**Given information:**

****

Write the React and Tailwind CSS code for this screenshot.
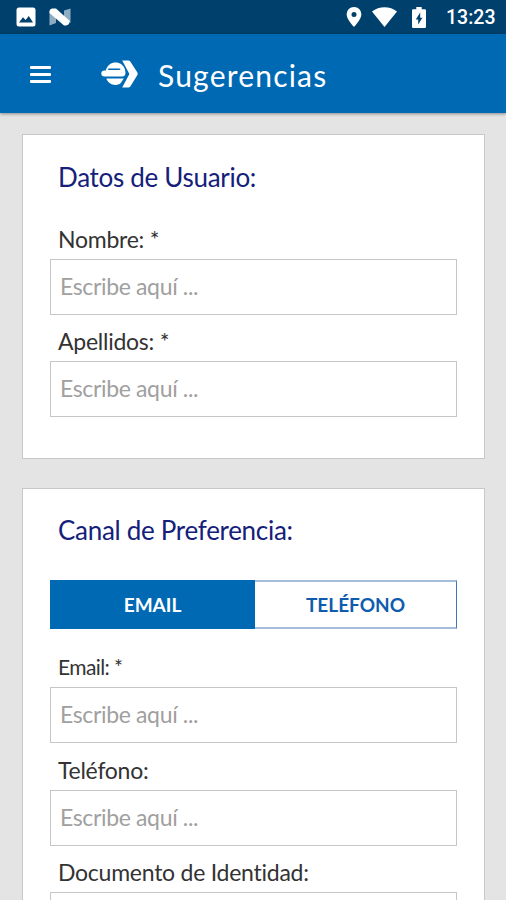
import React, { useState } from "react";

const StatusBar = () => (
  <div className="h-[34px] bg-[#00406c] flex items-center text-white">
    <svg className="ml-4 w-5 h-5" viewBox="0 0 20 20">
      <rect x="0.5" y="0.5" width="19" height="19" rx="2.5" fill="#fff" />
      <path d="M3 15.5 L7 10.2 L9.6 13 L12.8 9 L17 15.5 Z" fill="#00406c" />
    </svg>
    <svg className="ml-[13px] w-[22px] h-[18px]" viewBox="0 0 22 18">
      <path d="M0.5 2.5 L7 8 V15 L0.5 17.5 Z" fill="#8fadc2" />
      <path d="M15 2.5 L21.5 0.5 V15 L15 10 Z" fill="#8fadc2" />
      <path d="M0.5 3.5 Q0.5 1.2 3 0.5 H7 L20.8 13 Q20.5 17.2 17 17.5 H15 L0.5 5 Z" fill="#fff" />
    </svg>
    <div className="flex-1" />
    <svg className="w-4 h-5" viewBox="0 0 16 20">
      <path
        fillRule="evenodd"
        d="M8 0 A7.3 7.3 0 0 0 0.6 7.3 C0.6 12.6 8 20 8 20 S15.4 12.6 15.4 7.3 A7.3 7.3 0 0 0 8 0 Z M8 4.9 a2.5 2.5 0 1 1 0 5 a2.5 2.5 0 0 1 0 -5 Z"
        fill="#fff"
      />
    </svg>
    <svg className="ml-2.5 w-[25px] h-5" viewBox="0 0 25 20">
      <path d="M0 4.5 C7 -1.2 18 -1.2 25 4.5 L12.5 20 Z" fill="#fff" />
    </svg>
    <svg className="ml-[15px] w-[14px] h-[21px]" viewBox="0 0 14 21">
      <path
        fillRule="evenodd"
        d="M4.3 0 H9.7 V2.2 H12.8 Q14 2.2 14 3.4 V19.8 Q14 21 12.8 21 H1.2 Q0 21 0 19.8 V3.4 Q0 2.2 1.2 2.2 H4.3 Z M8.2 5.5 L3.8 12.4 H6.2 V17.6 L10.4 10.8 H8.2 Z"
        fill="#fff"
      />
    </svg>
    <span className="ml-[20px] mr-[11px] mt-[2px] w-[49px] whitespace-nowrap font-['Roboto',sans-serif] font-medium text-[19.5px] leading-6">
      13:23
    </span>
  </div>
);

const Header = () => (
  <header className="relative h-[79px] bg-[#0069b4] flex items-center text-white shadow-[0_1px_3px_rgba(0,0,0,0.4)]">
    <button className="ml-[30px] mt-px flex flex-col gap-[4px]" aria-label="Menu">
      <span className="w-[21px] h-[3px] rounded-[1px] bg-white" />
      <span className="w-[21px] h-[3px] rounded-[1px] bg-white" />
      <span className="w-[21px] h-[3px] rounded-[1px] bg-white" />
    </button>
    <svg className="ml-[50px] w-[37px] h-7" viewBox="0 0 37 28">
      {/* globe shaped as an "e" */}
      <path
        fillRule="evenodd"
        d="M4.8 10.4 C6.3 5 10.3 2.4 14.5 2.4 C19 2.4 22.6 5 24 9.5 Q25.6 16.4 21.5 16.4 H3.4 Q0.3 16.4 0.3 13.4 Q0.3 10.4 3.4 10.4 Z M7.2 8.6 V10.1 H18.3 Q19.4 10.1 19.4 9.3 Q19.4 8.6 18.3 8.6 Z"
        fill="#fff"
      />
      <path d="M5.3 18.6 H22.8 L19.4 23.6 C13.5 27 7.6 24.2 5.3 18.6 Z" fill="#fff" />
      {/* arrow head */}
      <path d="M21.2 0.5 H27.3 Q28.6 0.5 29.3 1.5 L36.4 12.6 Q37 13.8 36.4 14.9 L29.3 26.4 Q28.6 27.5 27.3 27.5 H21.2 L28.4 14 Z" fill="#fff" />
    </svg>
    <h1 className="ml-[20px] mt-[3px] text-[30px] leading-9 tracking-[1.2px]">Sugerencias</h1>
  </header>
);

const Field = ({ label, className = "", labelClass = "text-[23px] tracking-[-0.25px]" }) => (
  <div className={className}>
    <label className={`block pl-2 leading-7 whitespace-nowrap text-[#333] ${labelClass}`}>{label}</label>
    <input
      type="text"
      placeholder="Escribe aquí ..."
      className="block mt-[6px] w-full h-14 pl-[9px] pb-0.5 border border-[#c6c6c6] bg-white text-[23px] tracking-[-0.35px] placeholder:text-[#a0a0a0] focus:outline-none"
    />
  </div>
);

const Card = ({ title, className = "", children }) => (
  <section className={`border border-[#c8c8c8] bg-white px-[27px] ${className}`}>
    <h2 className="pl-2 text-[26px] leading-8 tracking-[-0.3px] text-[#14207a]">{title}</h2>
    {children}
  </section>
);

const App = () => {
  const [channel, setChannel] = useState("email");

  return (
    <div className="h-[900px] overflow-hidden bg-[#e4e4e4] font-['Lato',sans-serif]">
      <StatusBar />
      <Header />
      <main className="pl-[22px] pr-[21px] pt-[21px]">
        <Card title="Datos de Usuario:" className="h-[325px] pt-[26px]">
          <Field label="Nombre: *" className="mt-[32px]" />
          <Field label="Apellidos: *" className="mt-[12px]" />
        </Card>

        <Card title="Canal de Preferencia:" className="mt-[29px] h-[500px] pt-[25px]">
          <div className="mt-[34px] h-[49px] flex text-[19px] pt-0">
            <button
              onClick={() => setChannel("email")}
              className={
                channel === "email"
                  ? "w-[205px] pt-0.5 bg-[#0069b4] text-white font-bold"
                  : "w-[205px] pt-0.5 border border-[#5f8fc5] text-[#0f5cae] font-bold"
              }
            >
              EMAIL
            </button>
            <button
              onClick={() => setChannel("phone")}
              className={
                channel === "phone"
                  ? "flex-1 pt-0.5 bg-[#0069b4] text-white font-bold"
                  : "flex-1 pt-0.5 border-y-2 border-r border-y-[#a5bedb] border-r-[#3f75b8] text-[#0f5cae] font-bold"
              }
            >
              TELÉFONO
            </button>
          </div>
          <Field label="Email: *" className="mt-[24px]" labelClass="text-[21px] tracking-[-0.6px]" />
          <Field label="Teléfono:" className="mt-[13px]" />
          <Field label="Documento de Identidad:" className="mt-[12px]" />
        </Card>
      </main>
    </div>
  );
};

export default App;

****

**Challenge:** Give an exact copy of the material, leaving out every picture.

**Answer to the exercise:**
Write the React and Tailwind CSS code for this screenshot.
import React, { useState } from "react";

const StatusBar = () => (
  <div className="h-[34px] bg-[#00406c] flex items-center text-white">
    <svg className="ml-4 w-5 h-5" viewBox="0 0 20 20">
      <rect x="0.5" y="0.5" width="19" height="19" rx="2.5" fill="#fff" />
      <path d="M3 15.5 L7 10.2 L9.6 13 L12.8 9 L17 15.5 Z" fill="#00406c" />
    </svg>
    <svg className="ml-[13px] w-[22px] h-[18px]" viewBox="0 0 22 18">
      <path d="M0.5 2.5 L7 8 V15 L0.5 17.5 Z" fill="#8fadc2" />
      <path d="M15 2.5 L21.5 0.5 V15 L15 10 Z" fill="#8fadc2" />
      <path d="M0.5 3.5 Q0.5 1.2 3 0.5 H7 L20.8 13 Q20.5 17.2 17 17.5 H15 L0.5 5 Z" fill="#fff" />
    </svg>
    <div className="flex-1" />
    <svg className="w-4 h-5" viewBox="0 0 16 20">
      <path
        fillRule="evenodd"
        d="M8 0 A7.3 7.3 0 0 0 0.6 7.3 C0.6 12.6 8 20 8 20 S15.4 12.6 15.4 7.3 A7.3 7.3 0 0 0 8 0 Z M8 4.9 a2.5 2.5 0 1 1 0 5 a2.5 2.5 0 0 1 0 -5 Z"
        fill="#fff"
      />
    </svg>
    <svg className="ml-2.5 w-[25px] h-5" viewBox="0 0 25 20">
      <path d="M0 4.5 C7 -1.2 18 -1.2 25 4.5 L12.5 20 Z" fill="#fff" />
    </svg>
    <svg className="ml-[15px] w-[14px] h-[21px]" viewBox="0 0 14 21">
      <path
        fillRule="evenodd"
        d="M4.3 0 H9.7 V2.2 H12.8 Q14 2.2 14 3.4 V19.8 Q14 21 12.8 21 H1.2 Q0 21 0 19.8 V3.4 Q0 2.2 1.2 2.2 H4.3 Z M8.2 5.5 L3.8 12.4 H6.2 V17.6 L10.4 10.8 H8.2 Z"
        fill="#fff"
      />
    </svg>
    <span className="ml-[20px] mr-[11px] mt-[2px] w-[49px] whitespace-nowrap font-['Roboto',sans-serif] font-medium text-[19.5px] leading-6">
      13:23
    </span>
  </div>
);

const Header = () => (
  <header className="relative h-[79px] bg-[#0069b4] flex items-center text-white shadow-[0_1px_3px_rgba(0,0,0,0.4)]">
    <button className="ml-[30px] mt-px flex flex-col gap-[4px]" aria-label="Menu">
      <span className="w-[21px] h-[3px] rounded-[1px] bg-white" />
      <span className="w-[21px] h-[3px] rounded-[1px] bg-white" />
      <span className="w-[21px] h-[3px] rounded-[1px] bg-white" />
    </button>
    <svg className="ml-[50px] w-[37px] h-7" viewBox="0 0 37 28">
      {/* globe shaped as an "e" */}
      <path
        fillRule="evenodd"
        d="M4.8 10.4 C6.3 5 10.3 2.4 14.5 2.4 C19 2.4 22.6 5 24 9.5 Q25.6 16.4 21.5 16.4 H3.4 Q0.3 16.4 0.3 13.4 Q0.3 10.4 3.4 10.4 Z M7.2 8.6 V10.1 H18.3 Q19.4 10.1 19.4 9.3 Q19.4 8.6 18.3 8.6 Z"
        fill="#fff"
      />
      <path d="M5.3 18.6 H22.8 L19.4 23.6 C13.5 27 7.6 24.2 5.3 18.6 Z" fill="#fff" />
      {/* arrow head */}
      <path d="M21.2 0.5 H27.3 Q28.6 0.5 29.3 1.5 L36.4 12.6 Q37 13.8 36.4 14.9 L29.3 26.4 Q28.6 27.5 27.3 27.5 H21.2 L28.4 14 Z" fill="#fff" />
    </svg>
    <h1 className="ml-[20px] mt-[3px] text-[30px] leading-9 tracking-[1.2px]">Sugerencias</h1>
  </header>
);

const Field = ({ label, className = "", labelClass = "text-[23px] tracking-[-0.25px]" }) => (
  <div className={className}>
    <label className={`block pl-2 leading-7 whitespace-nowrap text-[#333] ${labelClass}`}>{label}</label>
    <input
      type="text"
      placeholder="Escribe aquí ..."
      className="block mt-[6px] w-full h-14 pl-[9px] pb-0.5 border border-[#c6c6c6] bg-white text-[23px] tracking-[-0.35px] placeholder:text-[#a0a0a0] focus:outline-none"
    />
  </div>
);

const Card = ({ title, className = "", children }) => (
  <section className={`border border-[#c8c8c8] bg-white px-[27px] ${className}`}>
    <h2 className="pl-2 text-[26px] leading-8 tracking-[-0.3px] text-[#14207a]">{title}</h2>
    {children}
  </section>
);

const App = () => {
  const [channel, setChannel] = useState("email");

  return (
    <div className="h-[900px] overflow-hidden bg-[#e4e4e4] font-['Lato',sans-serif]">
      <StatusBar />
      <Header />
      <main className="pl-[22px] pr-[21px] pt-[21px]">
        <Card title="Datos de Usuario:" className="h-[325px] pt-[26px]">
          <Field label="Nombre: *" className="mt-[32px]" />
          <Field label="Apellidos: *" className="mt-[12px]" />
        </Card>

        <Card title="Canal de Preferencia:" className="mt-[29px] h-[500px] pt-[25px]">
          <div className="mt-[34px] h-[49px] flex text-[19px] pt-0">
            <button
              onClick={() => setChannel("email")}
              className={
                channel === "email"
                  ? "w-[205px] pt-0.5 bg-[#0069b4] text-white font-bold"
                  : "w-[205px] pt-0.5 border border-[#5f8fc5] text-[#0f5cae] font-bold"
              }
            >
              EMAIL
            </button>
            <button
              onClick={() => setChannel("phone")}
              className={
                channel === "phone"
                  ? "flex-1 pt-0.5 bg-[#0069b4] text-white font-bold"
                  : "flex-1 pt-0.5 border-y-2 border-r border-y-[#a5bedb] border-r-[#3f75b8] text-[#0f5cae] font-bold"
              }
            >
              TELÉFONO
            </button>
          </div>
          <Field label="Email: *" className="mt-[24px]" labelClass="text-[21px] tracking-[-0.6px]" />
          <Field label="Teléfono:" className="mt-[13px]" />
          <Field label="Documento de Identidad:" className="mt-[12px]" />
        </Card>
      </main>
    </div>
  );
};

export default App;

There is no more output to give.